Das Gespräch führten Stephan Haselberger, Ralf Schönball und Antje Sirleschtov. Das Foto machte Thilo Rückeis.

BERLINER

Eberhard Diepgen, geboren am 13. November 1941 im Wedding, ist der erste geborene Berliner, der zum Regierenden Bürgermeister gewählt wurde. Berliner von der Pieke auf, sagen manche über ihn: Jurastudium an der Freien Universität, Referendariat am Kammergericht, Karriere in der Berliner CDU, deren Politik er zusammen mit Klaus Landowsky über Jahrzehnte bestimmte.

REGIERENDER

Als Regierender war Diepgen für die Konservativen eine Idealbesetzung: staatsmännisches Auftreten, wohl dosierte, überlegte Aussagen – verbindlich und kühl führte er den Senat rund 16 Jahre lang.
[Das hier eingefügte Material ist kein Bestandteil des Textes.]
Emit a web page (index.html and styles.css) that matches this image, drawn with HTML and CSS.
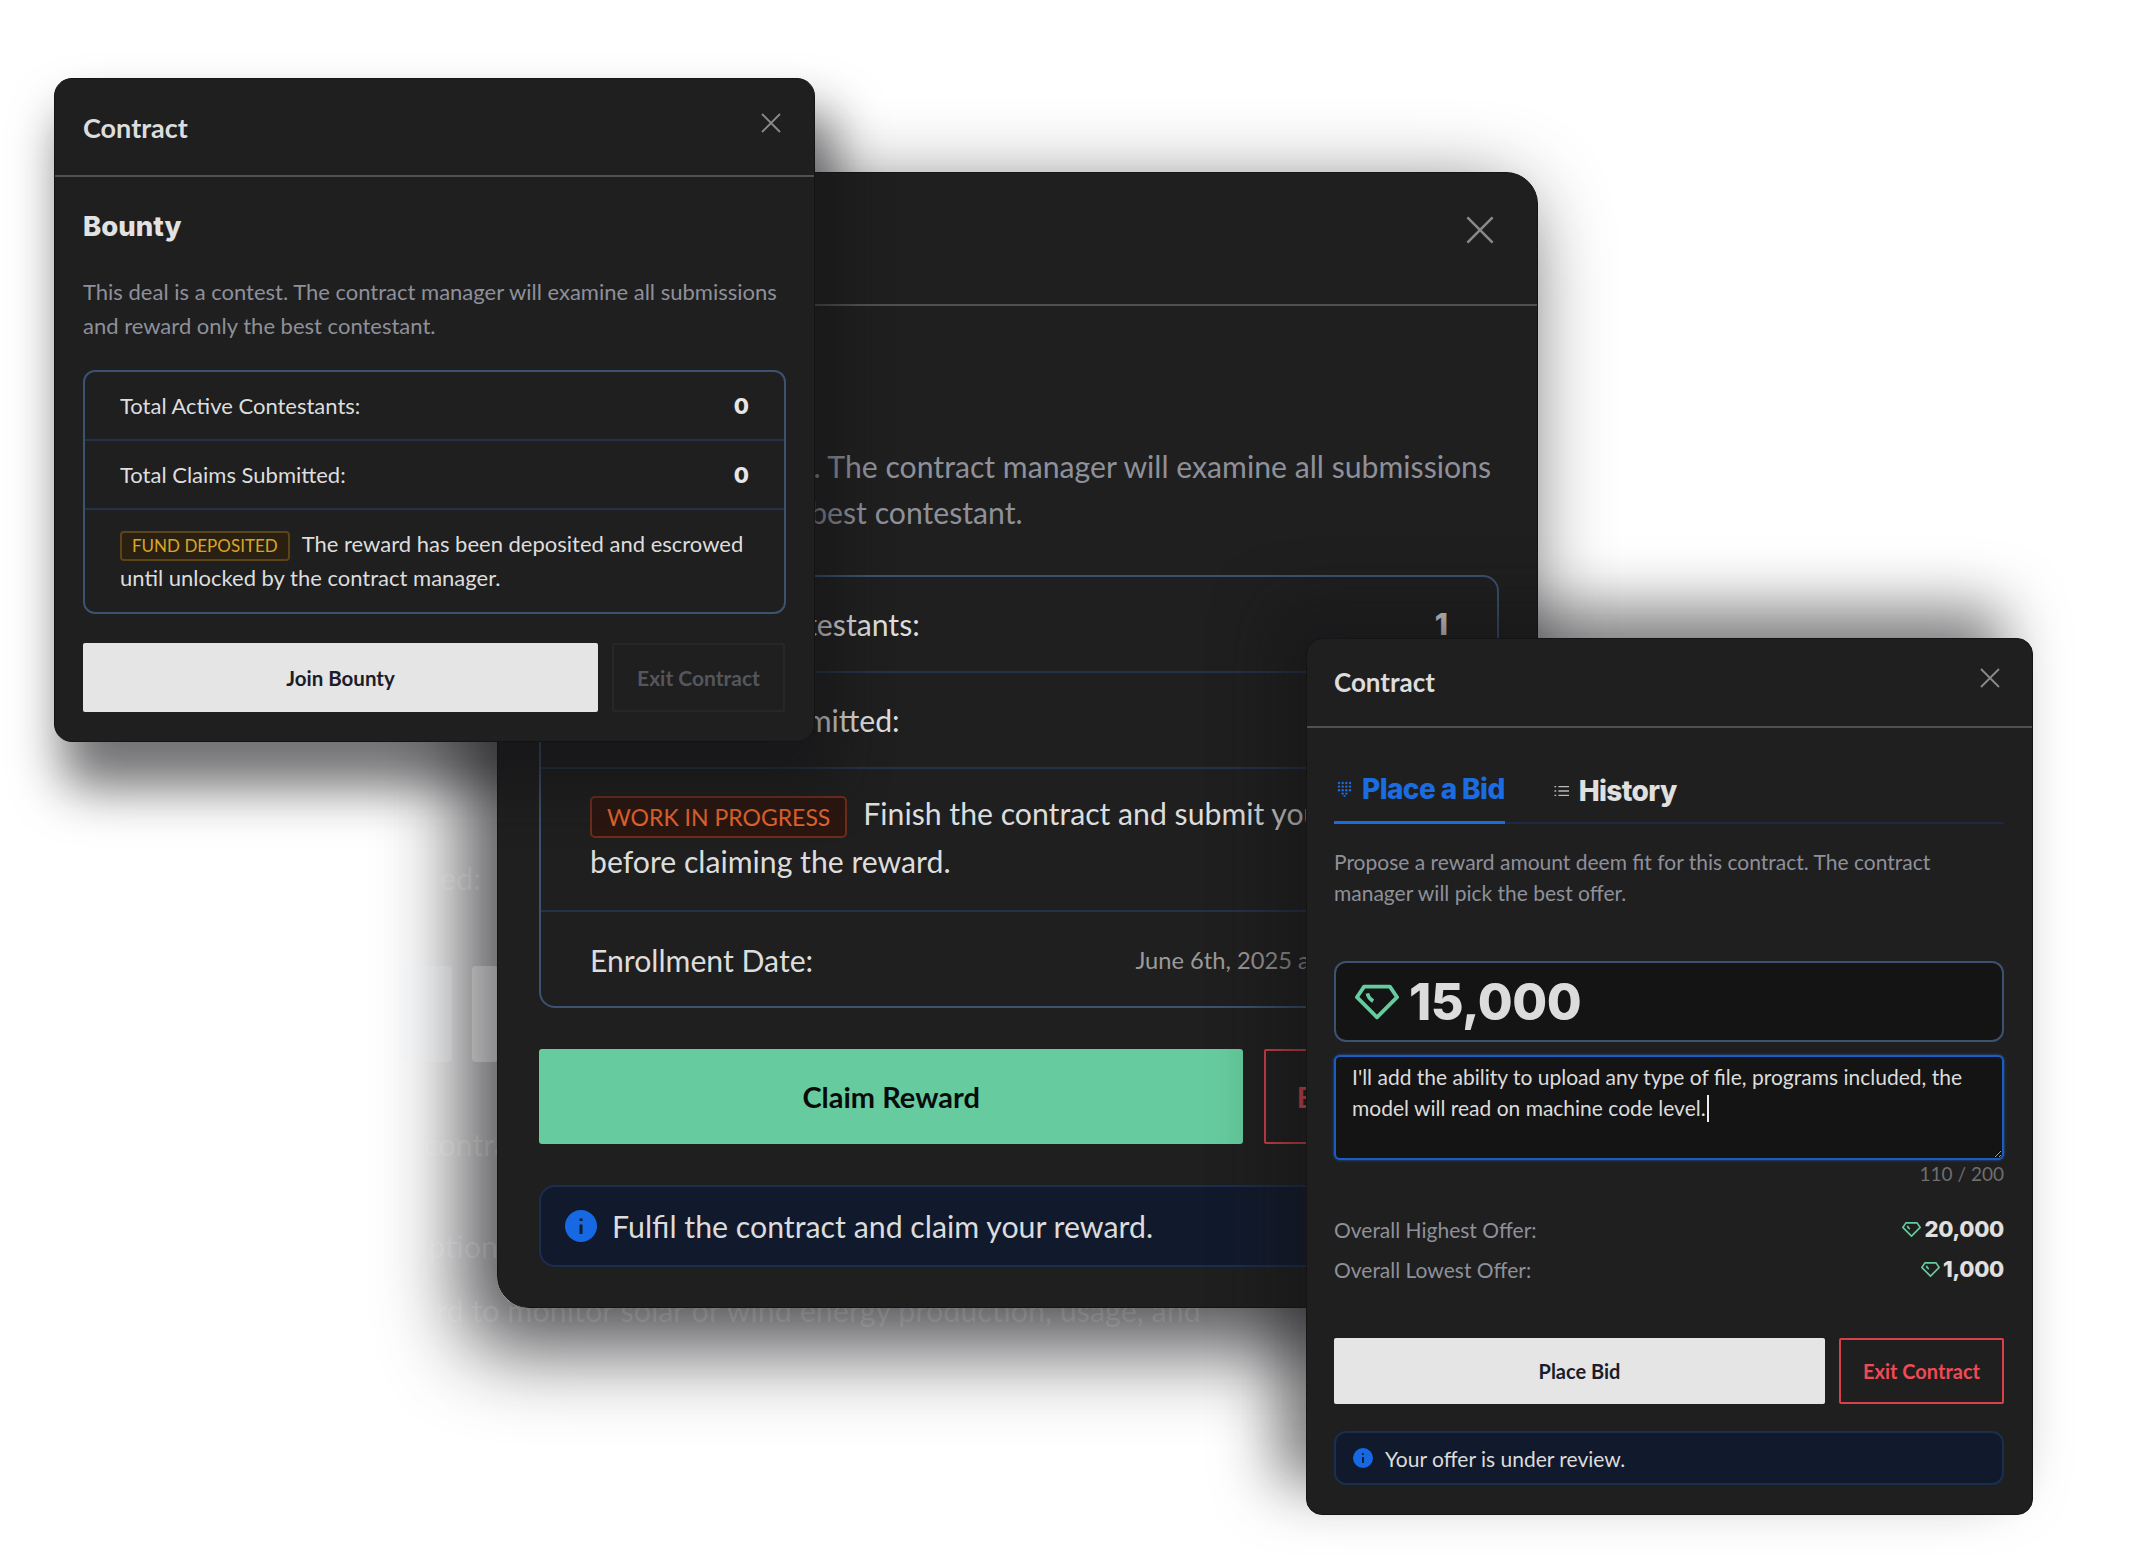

Mit einer Unterbrechung zwischen 1989 und 2001 – ausgerechnet bei der Vereinigung Deutschlands und Berlins, für die er sich so lange eingesetzt hatte.

EHRENVORSITZENDER

Seit der Berliner Banken- und Parteispendenaffäre, die ihn das Amt und die CDU die Macht kostete, arbeitet Diepgen als Rechtsanwalt. Die CDU wählte ihn im Jahr 2004 zum Ehrenvorsitzenden.